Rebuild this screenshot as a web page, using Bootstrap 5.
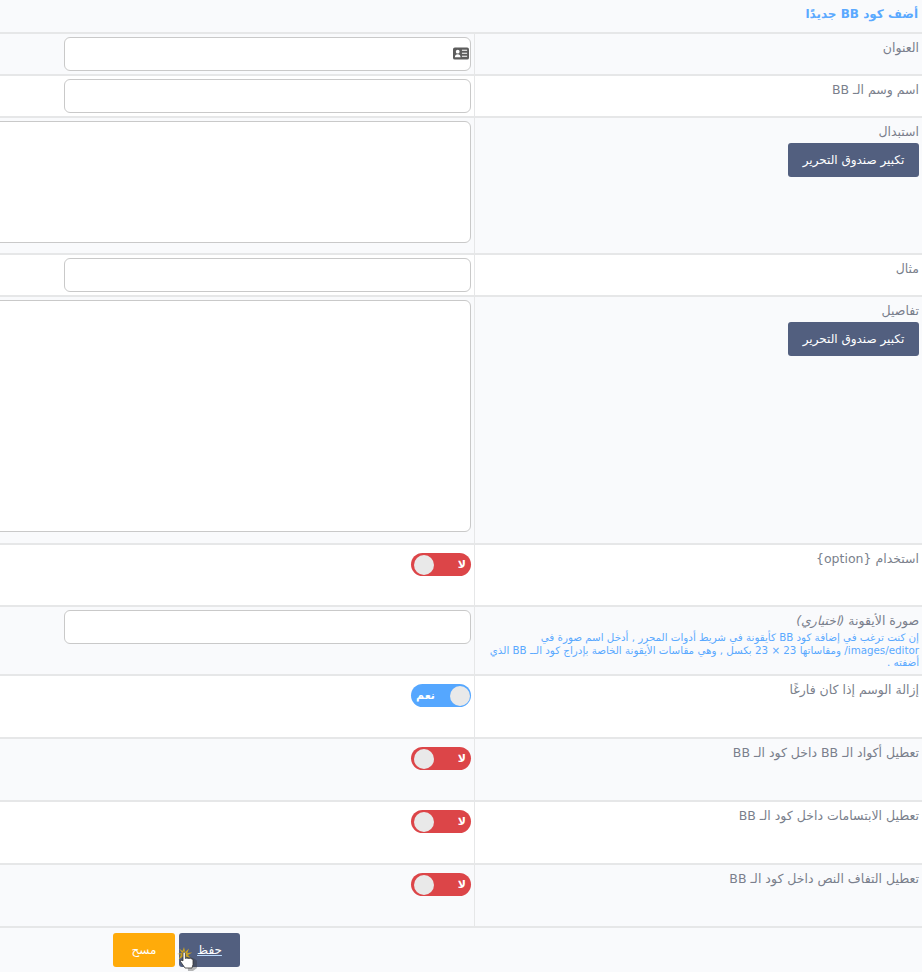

* * *

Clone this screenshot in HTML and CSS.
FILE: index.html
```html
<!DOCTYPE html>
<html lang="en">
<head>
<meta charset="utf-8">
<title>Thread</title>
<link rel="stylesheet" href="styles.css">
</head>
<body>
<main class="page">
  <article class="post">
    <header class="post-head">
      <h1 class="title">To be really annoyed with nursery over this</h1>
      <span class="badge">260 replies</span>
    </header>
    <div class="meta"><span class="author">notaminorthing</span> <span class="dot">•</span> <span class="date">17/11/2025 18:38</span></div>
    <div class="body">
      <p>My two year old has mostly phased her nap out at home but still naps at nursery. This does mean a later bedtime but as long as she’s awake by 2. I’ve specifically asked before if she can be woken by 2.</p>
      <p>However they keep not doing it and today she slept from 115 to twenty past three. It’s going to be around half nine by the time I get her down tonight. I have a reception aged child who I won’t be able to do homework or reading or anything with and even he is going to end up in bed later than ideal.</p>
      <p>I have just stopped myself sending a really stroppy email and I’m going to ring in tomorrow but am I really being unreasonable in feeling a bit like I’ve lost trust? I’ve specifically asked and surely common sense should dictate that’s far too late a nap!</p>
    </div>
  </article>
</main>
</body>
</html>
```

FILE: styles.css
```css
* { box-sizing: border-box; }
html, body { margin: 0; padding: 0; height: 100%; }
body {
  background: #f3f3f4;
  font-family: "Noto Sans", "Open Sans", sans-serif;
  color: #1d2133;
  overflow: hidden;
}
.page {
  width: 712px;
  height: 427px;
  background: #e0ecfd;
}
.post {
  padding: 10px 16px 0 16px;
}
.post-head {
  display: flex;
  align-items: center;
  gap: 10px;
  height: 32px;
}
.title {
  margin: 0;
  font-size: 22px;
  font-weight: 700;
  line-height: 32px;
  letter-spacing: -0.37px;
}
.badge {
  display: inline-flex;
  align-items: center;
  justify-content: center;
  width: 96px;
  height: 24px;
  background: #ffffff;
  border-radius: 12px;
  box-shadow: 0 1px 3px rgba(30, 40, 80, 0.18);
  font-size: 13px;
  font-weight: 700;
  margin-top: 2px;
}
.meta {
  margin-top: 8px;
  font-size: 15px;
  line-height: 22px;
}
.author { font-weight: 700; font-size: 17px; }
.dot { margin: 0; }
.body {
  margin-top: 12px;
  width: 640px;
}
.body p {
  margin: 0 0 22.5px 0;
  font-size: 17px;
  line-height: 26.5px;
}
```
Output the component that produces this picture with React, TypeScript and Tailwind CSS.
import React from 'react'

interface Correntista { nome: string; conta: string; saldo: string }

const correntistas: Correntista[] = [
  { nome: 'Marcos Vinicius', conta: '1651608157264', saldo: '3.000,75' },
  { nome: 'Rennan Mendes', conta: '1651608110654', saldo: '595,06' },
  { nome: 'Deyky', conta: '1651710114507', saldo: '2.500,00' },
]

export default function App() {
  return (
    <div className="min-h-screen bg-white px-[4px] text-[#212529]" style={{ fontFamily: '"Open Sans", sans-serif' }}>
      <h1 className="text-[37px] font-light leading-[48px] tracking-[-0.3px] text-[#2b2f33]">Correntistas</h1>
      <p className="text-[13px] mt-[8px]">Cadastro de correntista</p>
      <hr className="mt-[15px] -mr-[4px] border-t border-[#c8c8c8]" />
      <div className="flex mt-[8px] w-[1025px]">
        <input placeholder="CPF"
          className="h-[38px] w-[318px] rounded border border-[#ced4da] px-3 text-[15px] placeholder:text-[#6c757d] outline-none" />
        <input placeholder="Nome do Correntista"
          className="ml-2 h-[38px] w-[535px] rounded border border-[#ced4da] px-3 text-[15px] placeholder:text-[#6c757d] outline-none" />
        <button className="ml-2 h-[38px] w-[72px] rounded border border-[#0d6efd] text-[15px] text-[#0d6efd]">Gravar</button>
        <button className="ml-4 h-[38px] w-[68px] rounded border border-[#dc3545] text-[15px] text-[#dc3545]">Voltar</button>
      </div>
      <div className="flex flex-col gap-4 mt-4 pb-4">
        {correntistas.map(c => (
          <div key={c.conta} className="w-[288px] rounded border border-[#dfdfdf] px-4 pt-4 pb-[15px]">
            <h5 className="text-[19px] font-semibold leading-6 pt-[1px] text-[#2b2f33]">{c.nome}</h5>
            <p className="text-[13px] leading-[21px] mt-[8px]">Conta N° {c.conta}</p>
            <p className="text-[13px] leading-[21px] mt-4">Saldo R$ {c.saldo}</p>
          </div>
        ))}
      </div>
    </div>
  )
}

▶ [Task to complete] Count how many lines in the data contain the word "screenshot", giving the number without comment.

▶ [Written answer] 2